The changes I have seen in many organisations include the following.
· The same definitions of skill are used throughout the skills management cycle: recruit, deploy, assess, develop, reward and, of course, manage resources.
· The organisation has a common language of skills, so there is no misunderstanding of what is expected from, for example, an architect.
· There is recognition that the most important factor in your development is not your next training course, but your next project.
· As well as defining the liability (the work to be done) the mature organisation describes the asset (the skilled people who do it), typically by identifying a small number (no more than 20) of categories of IT professionals whose broad capabilities are understood.
· Performance assessments really happen, they are based on rational information, and they are followed by analysis from which development plans can be drawn. (Oh yes, the development plans really happen, too!)
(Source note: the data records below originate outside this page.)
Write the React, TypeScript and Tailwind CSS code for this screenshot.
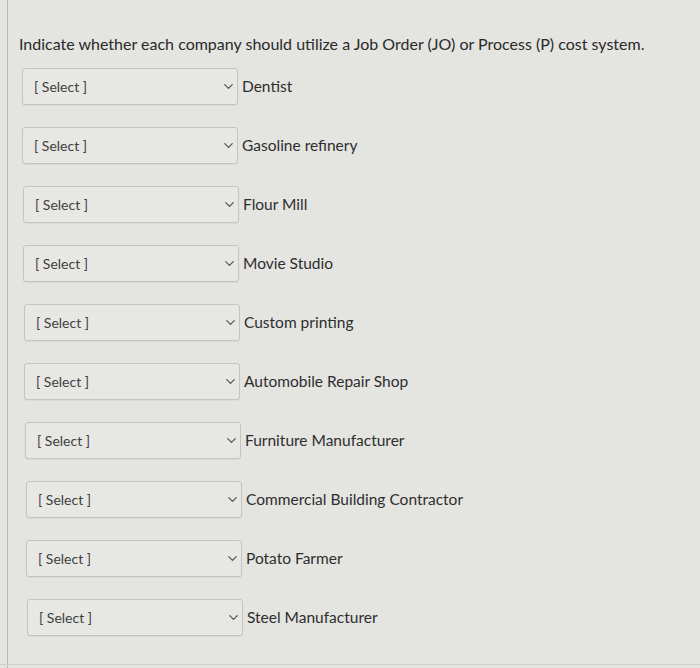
import { ChevronDown } from "lucide-react";

const items = [
  { label: "Dentist", shift: "ml-0" },
  { label: "Gasoline refinery", shift: "ml-0" },
  { label: "Flour Mill", shift: "ml-px" },
  { label: "Movie Studio", shift: "ml-px" },
  { label: "Custom printing", shift: "ml-[2px]" },
  { label: "Automobile Repair Shop", shift: "ml-[2px]" },
  { label: "Furniture Manufacturer", shift: "ml-[3px]" },
  { label: "Commercial Building Contractor", shift: "ml-[4px]" },
  { label: "Potato Farmer", shift: "ml-[4px]" },
  { label: "Steel Manufacturer", shift: "ml-[5px]" },
];

function SelectRow({ label, shift }: { label: string; shift: string }) {
  return (
    <div className={`flex items-center ${shift}`}>
      <div className="relative flex h-[37px] w-[216px] items-center rounded-[3px] border border-[#c4c4c1] bg-[#e7e7e4] pl-[11px] text-[14px] text-[#404040] shadow-[0_1px_1px_rgba(0,0,0,0.05)]">
        [ Select ]
        <ChevronDown className="absolute right-[1px] top-[10px] h-[15px] w-[15px] text-[#555]" strokeWidth={2} />
      </div>
      <span className="ml-[4px] text-[15.5px] text-[#2e2e2e]">{label}</span>
    </div>
  );
}

export default function App() {
  return (
    <div
      className="relative h-[668px] w-[700px] overflow-hidden bg-[#e4e4e1]"
      style={{ fontFamily: "Lato, 'Open Sans', sans-serif" }}
    >
      <div className="absolute left-[7px] top-0 h-full w-px bg-[#b9b9b6]" />
      <div className="absolute bottom-[3px] left-0 h-px w-full bg-[#cfcfcc]" />
      <div className="pl-[19px] pt-[33px] text-[16px] leading-[22px] text-[#2a2a2a]">
        Indicate whether each company should utilize a Job Order (JO) or Process (P) cost system.
      </div>
      <div className="mt-[13px] flex flex-col gap-[22px] pl-[22px]">
        {items.map((it) => (
          <SelectRow key={it.label} label={it.label} shift={it.shift} />
        ))}
      </div>
    </div>
  );
}
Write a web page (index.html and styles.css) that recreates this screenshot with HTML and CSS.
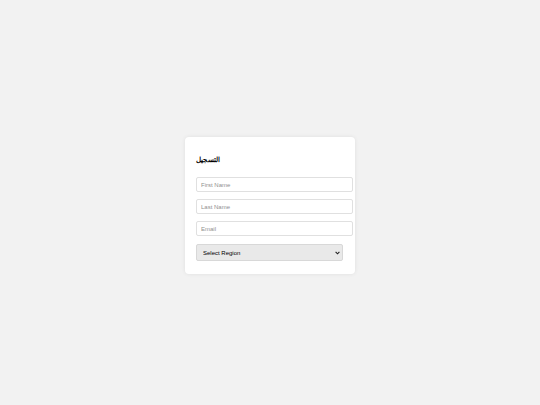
FILE: index.html
```html
<!DOCTYPE html>
<html lang="ar">
<head>
<meta charset="utf-8">
<title>التسجيل</title>
<link rel="stylesheet" href="styles.css">
</head>
<body>
<main class="page">
  <form class="card">
    <h2 class="title">التسجيل</h2>
    <input class="field" type="text" placeholder="First Name">
    <input class="field" type="text" placeholder="Last Name">
    <input class="field" type="email" placeholder="Email">
    <select class="region">
      <option>Select Region</option>
    </select>
  </form>
</main>
</body>
</html>
```
FILE: styles.css
```css
html, body {
  margin: 0;
  padding: 0;
  background: #f2f2f2;
  font-family: "Liberation Sans", Arial, sans-serif;
}
.page {
  height: 405px;
  display: flex;
  align-items: center;
  justify-content: center;
}
.card {
  width: 148px;
  padding: 11px 11px 13px;
  background: #ffffff;
  border-radius: 4px;
  box-shadow: 0 0 4px rgba(0, 0, 0, 0.08);
  display: flex;
  flex-direction: column;
  gap: 7px;
  margin-top: 6px;
}
.title {
  margin: 7px 0 5px;
  font-size: 6.5px;
  line-height: 10px;
  font-weight: bold;
  color: #000;
  text-align: left;
}
.field {
  width: 147px;
  box-sizing: content-box;
  margin: 0;
  padding: 3px 4px;
  height: 7px;
  border: 1px solid #e0e0e0;
  border-radius: 2px;
  font-family: "Liberation Sans", Arial, sans-serif;
  font-size: 6px;
  background: #fff;
  outline: none;
}
.field::placeholder {
  color: #8f8f8f;
}
.region {
  -webkit-appearance: none;
  appearance: none;
  width: 147px;
  height: 17px;
  margin: 1px 0 0;
  padding: 0 6px;
  border: 1px solid #d8d8d8;
  border-radius: 2px;
  background-color: #e9e9e9;
  background-image: url("data:image/svg+xml;utf8,<svg xmlns='http://www.w3.org/2000/svg' width='5' height='4' viewBox='0 0 5 4'><path d='M0.6 0.8 L2.5 2.8 L4.4 0.8' fill='none' stroke='%23222' stroke-width='1.1'/></svg>");
  background-repeat: no-repeat;
  background-position: right 2px center;
  background-size: 5px 4px;
  font-family: "Liberation Sans", Arial, sans-serif;
  font-size: 6px;
  font-weight: normal;
  color: #000;
}
```
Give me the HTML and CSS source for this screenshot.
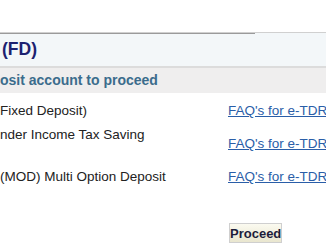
FILE: index.html
```html
<!DOCTYPE html>
<html lang="en">
<head>
    <meta charset="UTF-8">
    <meta name="viewport" content="width=device-width, initial-scale=1.0">
    <title>Fixed Deposit (FD)</title>
    <link rel="stylesheet" href="styles.css">
</head>
<body>
    <div class="page">
        <div class="panel-head">
            <h1>(FD)</h1>
        </div>
        <div class="section-bar">osit account to proceed</div>

        <div class="deposit-list">
            <div class="row">
                <div class="label">Fixed Deposit)</div>
                <div class="faq"><a href="#">FAQ's for e-TDR</a></div>
            </div>
            <div class="row tall">
                <div class="label">nder Income Tax Saving</div>
                <div class="faq"><a href="#">FAQ's for e-TDR</a></div>
            </div>
            <div class="row">
                <div class="label">(MOD) Multi Option Deposit</div>
                <div class="faq"><a href="#">FAQ's for e-TDR</a></div>
            </div>
        </div>

        <div class="actions">
            <button class="proceed-button">Proceed</button>
        </div>
    </div>
</body>
</html>
```

FILE: styles.css
```css
body {
    margin: 0;
    background: #ffffff;
    font-family: "Liberation Sans", Arial, sans-serif;
}
.page {
    padding-top: 32px;
    overflow: hidden;
}
.panel-head {
    height: 33px;
    background-color: #f3f7f9;
    background-image: linear-gradient(#9a9a9a, #9a9a9a);
    background-size: 255px 1px;
    background-repeat: no-repeat;
    border-top: 1px solid #d0d0d0;
    border-bottom: 2px solid #dcdcdc;
    display: flex;
    align-items: center;
}
.panel-head h1 {
    margin: 0;
    padding-left: 2px;
    font-size: 17.5px;
    font-weight: bold;
    color: #1c2170;
}
.section-bar {
    height: 25px;
    line-height: 25px;
    background: #efeeee;
    color: #3b6c8c;
    font-size: 14px;
    font-weight: bold;
}
.deposit-list {
    margin-top: 6px;
}
.row {
    display: grid;
    grid-template-columns: 228px 1fr;
    padding: 3px 0;
    font-size: 13.5px;
    line-height: 18px;
    color: #222222;
}
.row.tall {
    height: 36px;
}
.label {
    align-self: start;
    white-space: nowrap;
}
.faq {
    align-self: center;
    white-space: nowrap;
    overflow: hidden;
}
.faq a {
    color: #2a5ea8;
    text-decoration: underline;
}
.actions {
    padding: 34px 0 0 229px;
}
.proceed-button {
    width: 53px;
    height: 20px;
    padding: 0;
    border: 1px solid #cfcfcf;
    background: linear-gradient(#fbfaf0, #e9e6cf);
    font-family: "Liberation Sans", Arial, sans-serif;
    font-size: 13px;
    font-weight: bold;
    color: #1d1d3a;
    cursor: pointer;
}
```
· Things are done for real, not just in theory: external certifications such those provided by ISACA underwrite all the key capabilities.
In some organisations these actions have made a profound difference to the way IT is managed. The UK Government, for example, outsources all major IT development projects. The procurement of skills from many outsourcing companies is based on definitions drawn from a skills framework (SFIA – Skills Framework for the Information Age).
So the message is this: whatever you do to improve IT, let the sunlight shine in from outside, embrace external skills frameworks like SFIA, and trust certifications like those provided by ISACA.